DIRECTIVE:
Your task is to copy the listing exactly, with the pictures left out.

------------------------------------------------------------------------

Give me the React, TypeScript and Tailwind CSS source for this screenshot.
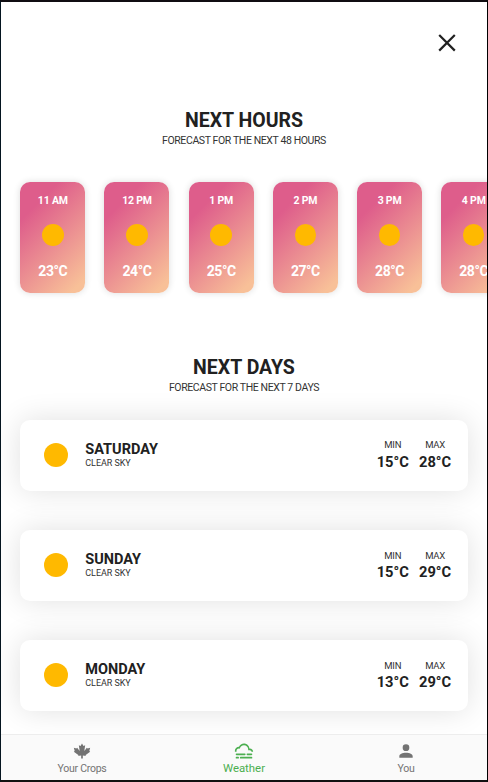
import React from "react";

const hours = [
  { time: "11 AM", temp: "23°C" },
  { time: "12 PM", temp: "24°C" },
  { time: "1 PM", temp: "25°C" },
  { time: "2 PM", temp: "27°C" },
  { time: "3 PM", temp: "28°C" },
  { time: "4 PM", temp: "28°C" },
];

const days = [
  { day: "SATURDAY", min: "15°C", max: "28°C" },
  { day: "SUNDAY", min: "15°C", max: "29°C" },
  { day: "MONDAY", min: "13°C", max: "29°C" },
];

const leaf =
  "M21.79,13L16,17L17,18L13,17.25V21H11V17.25L7,18L8,17L2.21,13L3.21,12L2.21,8L5.21,9L6.21,8L9.21,12L8.21,5L10.21,6L12,3L13.79,6L15.79,5L14.79,12L17.79,8L18.79,9L21.79,8L20.79,12L21.79,13Z";
const fog =
  "M3,15H13A1,1 0 0,1 14,16A1,1 0 0,1 13,17H3A1,1 0 0,1 2,16A1,1 0 0,1 3,15M16,15H21A1,1 0 0,1 22,16A1,1 0 0,1 21,17H16A1,1 0 0,1 15,16A1,1 0 0,1 16,15M1,12A5,5 0 0,1 6,7C7,4.65 9.3,3 12,3C15.43,3 18.24,5.66 18.5,9.03L19,9C21.19,9 22.97,10.76 23,13H21A2,2 0 0,0 19,11H17V10A5,5 0 0,0 12,5C9.5,5 7.45,6.82 7.06,9.19C6.73,9.07 6.37,9 6,9A3,3 0 0,0 3,12C3,12.35 3.06,12.69 3.17,13H1.1L1,12M3,19H5A1,1 0 0,1 6,20A1,1 0 0,1 5,21H3A1,1 0 0,1 2,20A1,1 0 0,1 3,19M8,19H21A1,1 0 0,1 22,20A1,1 0 0,1 21,21H8A1,1 0 0,1 7,20A1,1 0 0,1 8,19Z";
const person =
  "M12,4A4,4 0 0,1 16,8A4,4 0 0,1 12,12A4,4 0 0,1 8,8A4,4 0 0,1 12,4M12,14C16.42,14 20,15.79 20,18V20H4V18C4,15.79 7.58,14 12,14Z";

function Icon({ path }: { path: string }) {
  return (
    <svg viewBox="0 0 24 24" className="block size-5 fill-current">
      <path d={path} />
    </svg>
  );
}

function Heading({ title, subtitle }: { title: string; subtitle: string }) {
  return (
    <header className="flex flex-col items-center">
      <h2 className="text-[19.5px] leading-6 font-bold whitespace-nowrap">{title}</h2>
      <p className="text-[10.5px] leading-4 tracking-[-0.39px] whitespace-nowrap text-[#333]">{subtitle}</p>
    </header>
  );
}

function Temp({ label, value }: { label: string; value: string }) {
  return (
    <div className="flex w-[42.3px] flex-col items-center">
      <span className="text-[9.5px] leading-3 tracking-[-0.25px] text-[#333]">{label}</span>
      <span className="mt-[1.5px] text-[14.7px] leading-[18px] font-bold">{value}</span>
    </div>
  );
}

export default function App() {
  return (
    <div className="flex h-[782px] w-[488px] flex-col overflow-hidden border-x border-y-2 border-t-[#100d12] border-r-black border-b-[#111] border-l-[#051520] bg-white font-['Roboto',sans-serif] text-[#212121]">
      <main className="min-h-0 flex-1 overflow-hidden">
        <div className="flex justify-end pt-[29px] pr-[28.5px]">
          <button aria-label="Close" className="size-6">
            <svg viewBox="0 0 24 24" className="size-6" fill="none" stroke="currentColor" strokeWidth="2.2">
              <path d="M4.2 4 19.8 19.6M19.8 4 4.2 19.6" />
            </svg>
          </button>
        </div>

        <section className="mt-[54px]">
          <Heading title="NEXT HOURS" subtitle="FORECAST FOR THE NEXT 48 HOURS" />
          <div className="flex gap-[19.2px] overflow-hidden pt-[33px] pb-8 pl-[19.3px]">
            {hours.map((h) => (
              <article
                key={h.time}
                className="flex h-[111px] w-[65px] shrink-0 flex-col items-center rounded-[10px] bg-[linear-gradient(135deg,#de5d8b_22%,#f8c098_92%)] pt-3 text-white shadow-[0_0_7px_rgba(0,0,0,0.14)]"
              >
                <span className="text-[10.5px] leading-[14px] font-bold tracking-[-0.2px]">{h.time}</span>
                <span className="mt-4 size-[21.5px] rounded-full bg-[#ffb900]" />
                <span className="mt-[17.5px] text-[14px] leading-4 font-bold tracking-[-0.45px]">{h.temp}</span>
              </article>
            ))}
          </div>
        </section>

        <section className="mt-[31px]">
          <Heading title="NEXT DAYS" subtitle="FORECAST FOR THE NEXT 7 DAYS" />
          <div className="flex flex-col gap-[38.7px] px-[19.3px] pt-[23.5px]">
            {days.map((d) => (
              <article
                key={d.day}
                className="flex h-[71.4px] items-center rounded-[10px] bg-white pr-[11.5px] pl-[24px] shadow-[0_0_30px_rgba(0,0,0,0.12)]"
              >
                <span className="size-6 rounded-full bg-[#ffb900]" />
                <div className="ml-[17px] flex flex-1 flex-col">
                  <span className="text-[14.5px] leading-4 font-bold">{d.day}</span>
                  <span className="text-[9px] leading-[11px] tracking-[-0.05px] text-[#333]">CLEAR SKY</span>
                </div>
                <Temp label="MIN" value={d.min} />
                <Temp label="MAX" value={d.max} />
              </article>
            ))}
          </div>
        </section>
      </main>

      <nav className="z-10 flex h-[46px] shrink-0 border-t border-[#ededed] bg-[#fafafa] text-[#737373]">
        <a className="flex flex-1 flex-col items-center pt-[5.5px]">
          <Icon path={leaf} />
          <span className="mt-[1px] text-[10.5px] leading-[14px] tracking-[-0.25px]">Your Crops</span>
        </a>
        <a className="flex flex-1 flex-col items-center pt-[5.5px] text-[#4caf50]">
          <Icon path={fog} />
          <span className="text-[11.4px] leading-[14px]">Weather</span>
        </a>
        <a className="flex flex-1 flex-col items-center pt-[5.5px]">
          <Icon path={person} />
          <span className="mt-[1px] text-[10.5px] leading-[14px] tracking-[-0.25px]">You</span>
        </a>
      </nav>
    </div>
  );
}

------------------------------------------------------------------------

EXPECTED ANSWER:
Give me the React, TypeScript and Tailwind CSS source for this screenshot.
import React from "react";

const hours = [
  { time: "11 AM", temp: "23°C" },
  { time: "12 PM", temp: "24°C" },
  { time: "1 PM", temp: "25°C" },
  { time: "2 PM", temp: "27°C" },
  { time: "3 PM", temp: "28°C" },
  { time: "4 PM", temp: "28°C" },
];

const days = [
  { day: "SATURDAY", min: "15°C", max: "28°C" },
  { day: "SUNDAY", min: "15°C", max: "29°C" },
  { day: "MONDAY", min: "13°C", max: "29°C" },
];

const leaf =
  "M21.79,13L16,17L17,18L13,17.25V21H11V17.25L7,18L8,17L2.21,13L3.21,12L2.21,8L5.21,9L6.21,8L9.21,12L8.21,5L10.21,6L12,3L13.79,6L15.79,5L14.79,12L17.79,8L18.79,9L21.79,8L20.79,12L21.79,13Z";
const fog =
  "M3,15H13A1,1 0 0,1 14,16A1,1 0 0,1 13,17H3A1,1 0 0,1 2,16A1,1 0 0,1 3,15M16,15H21A1,1 0 0,1 22,16A1,1 0 0,1 21,17H16A1,1 0 0,1 15,16A1,1 0 0,1 16,15M1,12A5,5 0 0,1 6,7C7,4.65 9.3,3 12,3C15.43,3 18.24,5.66 18.5,9.03L19,9C21.19,9 22.97,10.76 23,13H21A2,2 0 0,0 19,11H17V10A5,5 0 0,0 12,5C9.5,5 7.45,6.82 7.06,9.19C6.73,9.07 6.37,9 6,9A3,3 0 0,0 3,12C3,12.35 3.06,12.69 3.17,13H1.1L1,12M3,19H5A1,1 0 0,1 6,20A1,1 0 0,1 5,21H3A1,1 0 0,1 2,20A1,1 0 0,1 3,19M8,19H21A1,1 0 0,1 22,20A1,1 0 0,1 21,21H8A1,1 0 0,1 7,20A1,1 0 0,1 8,19Z";
const person =
  "M12,4A4,4 0 0,1 16,8A4,4 0 0,1 12,12A4,4 0 0,1 8,8A4,4 0 0,1 12,4M12,14C16.42,14 20,15.79 20,18V20H4V18C4,15.79 7.58,14 12,14Z";

function Icon({ path }: { path: string }) {
  return (
    <svg viewBox="0 0 24 24" className="block size-5 fill-current">
      <path d={path} />
    </svg>
  );
}

function Heading({ title, subtitle }: { title: string; subtitle: string }) {
  return (
    <header className="flex flex-col items-center">
      <h2 className="text-[19.5px] leading-6 font-bold whitespace-nowrap">{title}</h2>
      <p className="text-[10.5px] leading-4 tracking-[-0.39px] whitespace-nowrap text-[#333]">{subtitle}</p>
    </header>
  );
}

function Temp({ label, value }: { label: string; value: string }) {
  return (
    <div className="flex w-[42.3px] flex-col items-center">
      <span className="text-[9.5px] leading-3 tracking-[-0.25px] text-[#333]">{label}</span>
      <span className="mt-[1.5px] text-[14.7px] leading-[18px] font-bold">{value}</span>
    </div>
  );
}

export default function App() {
  return (
    <div className="flex h-[782px] w-[488px] flex-col overflow-hidden border-x border-y-2 border-t-[#100d12] border-r-black border-b-[#111] border-l-[#051520] bg-white font-['Roboto',sans-serif] text-[#212121]">
      <main className="min-h-0 flex-1 overflow-hidden">
        <div className="flex justify-end pt-[29px] pr-[28.5px]">
          <button aria-label="Close" className="size-6">
            <svg viewBox="0 0 24 24" className="size-6" fill="none" stroke="currentColor" strokeWidth="2.2">
              <path d="M4.2 4 19.8 19.6M19.8 4 4.2 19.6" />
            </svg>
          </button>
        </div>

        <section className="mt-[54px]">
          <Heading title="NEXT HOURS" subtitle="FORECAST FOR THE NEXT 48 HOURS" />
          <div className="flex gap-[19.2px] overflow-hidden pt-[33px] pb-8 pl-[19.3px]">
            {hours.map((h) => (
              <article
                key={h.time}
                className="flex h-[111px] w-[65px] shrink-0 flex-col items-center rounded-[10px] bg-[linear-gradient(135deg,#de5d8b_22%,#f8c098_92%)] pt-3 text-white shadow-[0_0_7px_rgba(0,0,0,0.14)]"
              >
                <span className="text-[10.5px] leading-[14px] font-bold tracking-[-0.2px]">{h.time}</span>
                <span className="mt-4 size-[21.5px] rounded-full bg-[#ffb900]" />
                <span className="mt-[17.5px] text-[14px] leading-4 font-bold tracking-[-0.45px]">{h.temp}</span>
              </article>
            ))}
          </div>
        </section>

        <section className="mt-[31px]">
          <Heading title="NEXT DAYS" subtitle="FORECAST FOR THE NEXT 7 DAYS" />
          <div className="flex flex-col gap-[38.7px] px-[19.3px] pt-[23.5px]">
            {days.map((d) => (
              <article
                key={d.day}
                className="flex h-[71.4px] items-center rounded-[10px] bg-white pr-[11.5px] pl-[24px] shadow-[0_0_30px_rgba(0,0,0,0.12)]"
              >
                <span className="size-6 rounded-full bg-[#ffb900]" />
                <div className="ml-[17px] flex flex-1 flex-col">
                  <span className="text-[14.5px] leading-4 font-bold">{d.day}</span>
                  <span className="text-[9px] leading-[11px] tracking-[-0.05px] text-[#333]">CLEAR SKY</span>
                </div>
                <Temp label="MIN" value={d.min} />
                <Temp label="MAX" value={d.max} />
              </article>
            ))}
          </div>
        </section>
      </main>

      <nav className="z-10 flex h-[46px] shrink-0 border-t border-[#ededed] bg-[#fafafa] text-[#737373]">
        <a className="flex flex-1 flex-col items-center pt-[5.5px]">
          <Icon path={leaf} />
          <span className="mt-[1px] text-[10.5px] leading-[14px] tracking-[-0.25px]">Your Crops</span>
        </a>
        <a className="flex flex-1 flex-col items-center pt-[5.5px] text-[#4caf50]">
          <Icon path={fog} />
          <span className="text-[11.4px] leading-[14px]">Weather</span>
        </a>
        <a className="flex flex-1 flex-col items-center pt-[5.5px]">
          <Icon path={person} />
          <span className="mt-[1px] text-[10.5px] leading-[14px] tracking-[-0.25px]">You</span>
        </a>
      </nav>
    </div>
  );
}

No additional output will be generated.